Sn2+-based pyrochlore oxysulfides with narrow band gaps for photocatalytic water splitting

Abstract

Efficient solar-driven production of hydrogen requires the development of semiconductors with narrow band gaps that can absorb a wider range of visible light, while still maintaining the appropriate band levels for both water reduction and oxidation processes. A few Sn2+-based oxides (e.g., SnNb2O6 and Sn2Nb2O7) have attracted attention as photocatalysts due to their ability to respond to visible light, attributed to the strong interaction between the 5s orbital of Sn2+ and the O-2p orbital. However, their band gaps are limited around 2.3 eV (∼540 nm). Here, we focused on Sn2+-based oxysulfides Sn2Nb2O7-xSx, which are sulfur-substituted Sn2Nb2O7 pyrochlore compounds. These compounds exhibit a wider range of visible light absorption due to their smaller band gap (∼2.1 eV).
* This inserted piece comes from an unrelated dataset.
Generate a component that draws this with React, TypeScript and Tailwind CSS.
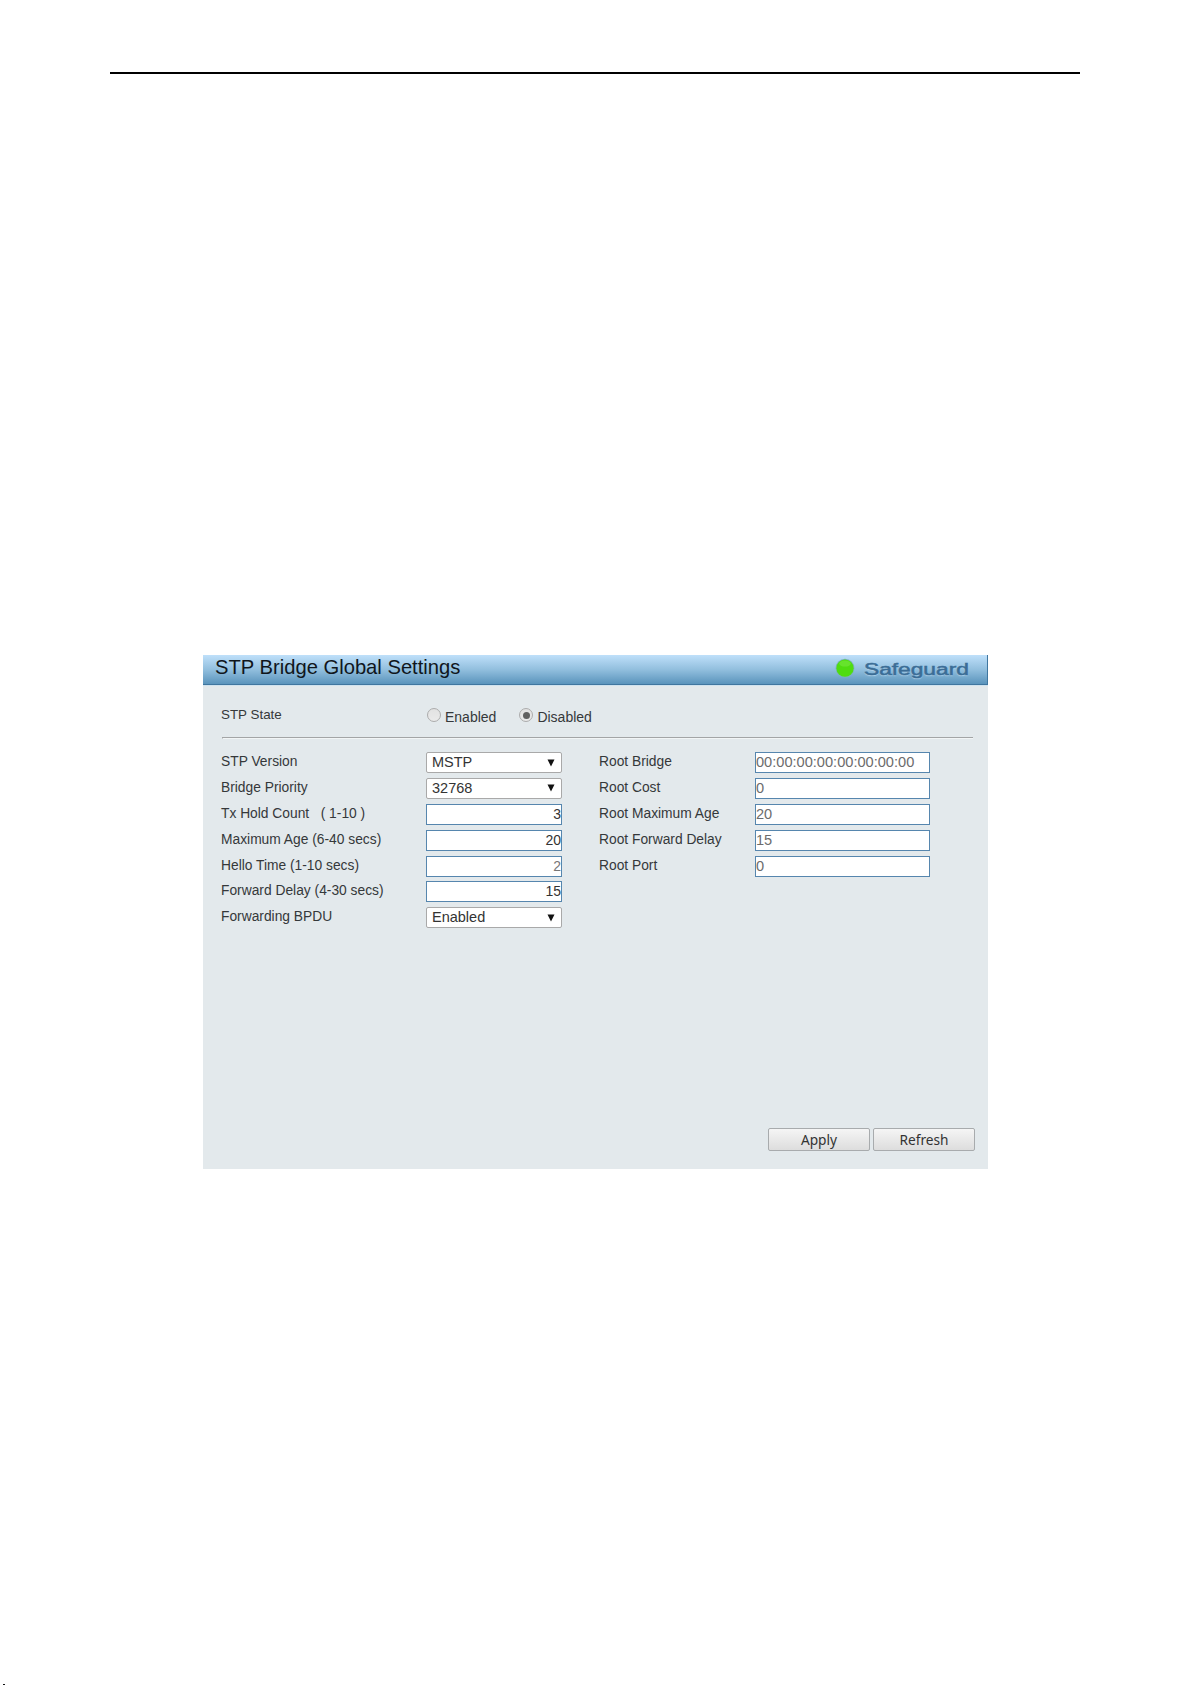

However, their band levels and photocatalytic activity have not been explored yet. In this study, Sn2Nb2O7-xSx samples were synthesized by a solid-state reaction between SnO, Nb2O5, and SnS in which the band gaps shift toward longer wavelength (from 525 to 600 nm) almost linearly with increasing sulfur content. This can be attributed to a negative shift of the valence band maxima due to the increased contribution of S-3p orbitals, which have higher energy compared to O-2p orbitals. The obtained oxysulfides possess appropriate band levels for both water reduction and oxidation. Thus, the photocatalysts were observed to function for both water reduction and oxidation in the presence of sacrificial reagents under visible light, without noticeable decrease in activity. The H2 and O2 evolution rates of these samples increased as x increased up to x = 0.4, which corresponds to a sulfur concentration of approximately 0.26 (i.e., the measured values of 2 × S/Sn).